Within that prime directive, I’ve tried to stay true to several principles:

  1. Every learner is unique—as is every faculty member. Technology has given us extraordinary tools (bags of gold) to dig as deeply as we want to into areas of personal interest—and to help students learn to do the same. Our course designs should nurture that uniqueness.
  2. Learners are whole human beings. Thoughtful course design allows faculty members to be extremely creative in helping persons develop an integrated view of themselves as lifelong learners.
  3. The most effective classes are inquiry communities where participants work support each other in building new knowledge based on their individual backgrounds and experience. Engaging course designs allocate time to helping participants articulate and plan their own learning projects and to identifying ways they can help others accomplish their goals.
  4. Adults tend to organize their learning around solving problems rather than around “covering the material”. The simple shift to having students think about problems that they want to solve rather than assignments that they have to complete changes the dynamic of the class.

Through my discussion with the students in Mark’s class, it became clear that these core concepts are still seen as pretty radical, both by my colleagues and by many students. I feel a bit like folksinger Arlo Guthrie, who says that he still received a fair amount of attention from the TSA when traveling by plane. He acknowledges that most of the TSA officials have never heard of him, and he feels that he should let them know that “I’m nowhere near as big a threat as I had hoped to become”. When I finished my doctorate in Adult Education at Syracuse, I never thought these ideas would still be on the fringe of higher education practice 30 years later.

Sneak Peek at a New Program on Teaching Excellence

Last week I spent two full days in sessions of the University Teaching Project in preparation for a new partnership at William and Mary focused on using the best combination of traditional and emerging technologies available to broaden and deepen the conversation about excellent teaching. IT’s academic information services staff will be working closely with the Roy Charles Center–the nerve center for WM’s interdisciplinary programs, competitive scholarships, University Teaching Project and the Sharpe Community service program. As a result, the Charles Center is the home of some of the most interesting programs focused on expanding the range of teaching and learning at the College, and dozens of faculty members are working on projects to make learning even more interactive, integrative and imaginative.

We’ve worked closely with the folks at the Charles Center on a number of initiatives, including one focused on understanding the process of undergraduate research, and we’ve laid the groundwork even more expansive projects in the future. The grand plan for the next two years calls for our group to focus the time and resources that we’d been investing in the former Technology Integration Program on expanding the reach of the University Teaching Project. Our efforts in creating TIP had some very real successes, but we never achieved the kind of seamless integration that we had hoped for.

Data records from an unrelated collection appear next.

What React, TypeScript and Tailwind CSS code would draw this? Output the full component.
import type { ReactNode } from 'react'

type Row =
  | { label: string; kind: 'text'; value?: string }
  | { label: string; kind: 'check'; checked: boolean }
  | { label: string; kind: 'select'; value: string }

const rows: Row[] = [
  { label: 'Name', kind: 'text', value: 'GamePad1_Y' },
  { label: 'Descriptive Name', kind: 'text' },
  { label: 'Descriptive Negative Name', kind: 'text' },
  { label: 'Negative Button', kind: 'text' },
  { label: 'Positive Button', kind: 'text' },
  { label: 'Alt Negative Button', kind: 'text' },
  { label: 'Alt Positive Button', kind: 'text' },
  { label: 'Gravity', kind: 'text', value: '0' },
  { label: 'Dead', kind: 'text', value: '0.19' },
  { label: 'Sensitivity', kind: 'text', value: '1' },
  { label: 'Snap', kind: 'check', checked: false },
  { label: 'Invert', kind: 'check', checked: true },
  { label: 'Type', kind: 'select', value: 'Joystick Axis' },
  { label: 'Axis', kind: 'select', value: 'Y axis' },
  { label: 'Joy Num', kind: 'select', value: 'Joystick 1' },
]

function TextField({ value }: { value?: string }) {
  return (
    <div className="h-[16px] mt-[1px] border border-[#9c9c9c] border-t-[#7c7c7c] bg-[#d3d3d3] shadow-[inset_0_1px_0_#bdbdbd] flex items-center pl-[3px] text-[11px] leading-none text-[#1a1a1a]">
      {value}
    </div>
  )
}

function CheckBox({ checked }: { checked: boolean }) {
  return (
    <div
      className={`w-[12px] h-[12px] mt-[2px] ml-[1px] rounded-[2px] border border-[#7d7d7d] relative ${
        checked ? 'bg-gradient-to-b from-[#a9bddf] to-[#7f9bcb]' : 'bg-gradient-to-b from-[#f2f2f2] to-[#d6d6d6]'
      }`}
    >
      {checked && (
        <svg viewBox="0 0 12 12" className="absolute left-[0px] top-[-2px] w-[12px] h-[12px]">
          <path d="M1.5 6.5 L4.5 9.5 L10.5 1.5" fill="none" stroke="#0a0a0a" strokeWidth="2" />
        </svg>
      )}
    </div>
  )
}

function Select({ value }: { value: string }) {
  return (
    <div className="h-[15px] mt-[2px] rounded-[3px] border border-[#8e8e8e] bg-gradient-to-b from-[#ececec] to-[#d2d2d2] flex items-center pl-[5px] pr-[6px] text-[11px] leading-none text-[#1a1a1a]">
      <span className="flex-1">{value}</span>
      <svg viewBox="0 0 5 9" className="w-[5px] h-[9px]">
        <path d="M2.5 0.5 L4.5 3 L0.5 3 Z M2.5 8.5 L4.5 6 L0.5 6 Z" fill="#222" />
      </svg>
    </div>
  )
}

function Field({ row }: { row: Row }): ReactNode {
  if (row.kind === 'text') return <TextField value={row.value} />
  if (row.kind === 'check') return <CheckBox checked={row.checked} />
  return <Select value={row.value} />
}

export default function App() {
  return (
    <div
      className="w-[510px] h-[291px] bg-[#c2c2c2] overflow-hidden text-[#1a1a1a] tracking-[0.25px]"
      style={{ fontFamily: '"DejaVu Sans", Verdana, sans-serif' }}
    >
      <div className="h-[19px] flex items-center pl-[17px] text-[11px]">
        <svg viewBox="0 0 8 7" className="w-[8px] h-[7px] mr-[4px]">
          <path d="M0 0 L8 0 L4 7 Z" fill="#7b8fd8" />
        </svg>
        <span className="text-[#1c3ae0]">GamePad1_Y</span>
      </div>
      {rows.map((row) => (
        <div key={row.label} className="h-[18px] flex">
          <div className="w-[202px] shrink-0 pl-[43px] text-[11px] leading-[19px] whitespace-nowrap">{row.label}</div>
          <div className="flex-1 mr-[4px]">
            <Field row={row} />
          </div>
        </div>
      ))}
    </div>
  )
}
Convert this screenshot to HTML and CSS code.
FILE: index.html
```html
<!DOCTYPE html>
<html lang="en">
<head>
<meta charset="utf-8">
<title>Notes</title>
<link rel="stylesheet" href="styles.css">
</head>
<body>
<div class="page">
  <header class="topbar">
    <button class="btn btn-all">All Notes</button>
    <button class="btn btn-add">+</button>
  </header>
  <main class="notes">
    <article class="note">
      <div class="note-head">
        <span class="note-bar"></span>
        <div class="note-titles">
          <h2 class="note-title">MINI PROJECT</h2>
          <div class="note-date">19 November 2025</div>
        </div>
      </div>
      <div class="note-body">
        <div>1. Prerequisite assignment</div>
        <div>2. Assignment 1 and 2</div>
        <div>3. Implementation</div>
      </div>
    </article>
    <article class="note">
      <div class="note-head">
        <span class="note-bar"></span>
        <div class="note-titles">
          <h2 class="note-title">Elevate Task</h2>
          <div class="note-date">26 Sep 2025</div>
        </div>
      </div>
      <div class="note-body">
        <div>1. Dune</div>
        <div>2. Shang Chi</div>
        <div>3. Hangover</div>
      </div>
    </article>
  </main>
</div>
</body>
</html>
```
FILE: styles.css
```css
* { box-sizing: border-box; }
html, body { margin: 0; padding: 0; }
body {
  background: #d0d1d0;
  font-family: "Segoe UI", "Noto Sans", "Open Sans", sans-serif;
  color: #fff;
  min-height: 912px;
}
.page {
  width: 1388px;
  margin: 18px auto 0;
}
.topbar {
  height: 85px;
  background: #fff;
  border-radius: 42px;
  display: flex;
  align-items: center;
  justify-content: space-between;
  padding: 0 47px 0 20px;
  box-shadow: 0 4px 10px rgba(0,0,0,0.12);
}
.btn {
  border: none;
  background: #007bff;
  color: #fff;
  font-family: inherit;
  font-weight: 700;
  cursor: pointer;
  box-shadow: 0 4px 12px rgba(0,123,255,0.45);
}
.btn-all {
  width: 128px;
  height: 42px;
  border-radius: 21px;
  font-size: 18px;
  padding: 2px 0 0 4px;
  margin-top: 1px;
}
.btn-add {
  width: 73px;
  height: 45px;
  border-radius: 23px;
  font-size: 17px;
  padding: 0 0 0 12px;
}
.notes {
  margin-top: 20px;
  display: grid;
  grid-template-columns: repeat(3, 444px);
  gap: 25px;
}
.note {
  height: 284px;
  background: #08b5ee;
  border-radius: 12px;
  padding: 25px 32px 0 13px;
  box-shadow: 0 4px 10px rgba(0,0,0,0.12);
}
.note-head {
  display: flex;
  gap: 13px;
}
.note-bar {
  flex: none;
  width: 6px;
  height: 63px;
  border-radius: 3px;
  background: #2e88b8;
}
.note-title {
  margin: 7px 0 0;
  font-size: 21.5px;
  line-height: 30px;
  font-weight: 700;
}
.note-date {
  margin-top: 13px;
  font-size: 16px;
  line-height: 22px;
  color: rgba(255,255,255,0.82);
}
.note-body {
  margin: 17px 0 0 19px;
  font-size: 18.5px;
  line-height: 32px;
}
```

In practical terms, we’re going to help develop a fully interactive web site that fosters communications and consolidates resources about teaching in a common location. We know that teaching is highly valued at WM, but a visitor from Mars would have to look pretty hard for evidence of our commitment. Efforts at teaching improvement have generally been highly personal and private–shared only with a few close colleagues and department members. Our goal is to keep the support for grassroots efforts at teaching improvement, closely tied to the individual classroom, while publicizing some of successes so that others can build on them. In the early stages of the project, we’ll focus on listening, gathering information and trying to understand what the teaching community of practice is really like.

We’re optimistic about the potential value of this partnership because of the strong alignment between our way of working in the academic computing group and that of Joel Schwartz, Dean of Interdisciplinary Studies:

I am a catalyst,” he said. “What a good teacher does is kind of catalyze thinking and productivity in students. Teaching is not something in which you have a student sit at your feet while you dispense wisdom down to them and they soak it into their heads. You try to help them become original, creative people.” (link)

Links

University Teaching Project

Finding a Philosophical Base for Educational Technology

Parallel Universes | Learning In a Flat World

I’ve been trying to find a way to sort out some of my impressions and thoughts about the University of Mary Washington Faculty Academy. Britt Watwood, an online learning specialist at VCU, may have provided the opening in this post where he compares his experiences at the faculty academy to the those at a VCU faculty development program that was being conducted at the same time.

The focus of the VCU Summer Institute was on the philosophical issues that shape decisions about teaching and learning. The Institute description noted:

Furthermore, absent a cogent, unifying teaching and learning philosophy, many courses appear to students as a maze instead of a roadmap—after all, it is called a course.

Developing a coherent, unifying vision and philosophy is central to good practice and requires a level of thought that goes well beyond decisions about whether allow laptops in class or pay attention to the back channel at a conference. Roger Hiemstra, my former professor in the adult education program at Syracuse University defined educational philosophy this way: “Putting the nature of the universe, including meaning, people, and relationships, into an understandable or explainable perspective”. Students in both the masters and doctoral programs developed personal philosophy statements spanning multiple courses as our understanding of our roles as teachers, researchers and citizens deepened and grew. Roger’s own personal statement of philosophy, personal code of ethics, and statement of professional commitment served as models for my work. Few of us spend much time each day contemplating the fundamental questions that shape philosophical inquiry.

  • What do you believe is the purpose of higher education?
  • What do you believe about the nature of the learner?
  • What do you believe about the nature of teaching?
  • What does it mean to “know” something?
  • What is the right relationship between “content” and “process”?

The end of the academic year provides an excellent time to revisit these broad questions. Venues such as faculty faculty academies, summer institutes, and conferences provide the opportunity for conversations with others in our communities. As Britt points out, getting colleagues to question and adjust their paradigms is difficult and engaging in that kind of deep reflection requires testing our ideas and beliefs in the presence of others who may hold deeply different ideas.

In preparing for my presentation at the Faculty Academy, I noticed that it’s been a long time since I updated and articulated my own statement of philosophy, ethical assumptions and personal commitment. Would we be more convincing in our work with our colleagues if we were operating from more thoughtful, comprehensive frameworks ourselves? To what extent do those of us who work in Educational Technology even have any shared values? Maybe this summer would be a good time for those of us in the ed tech “profession” to think about some of these things in the same cogent, unified way we’re asking our faculty colleagues to think about their teaching.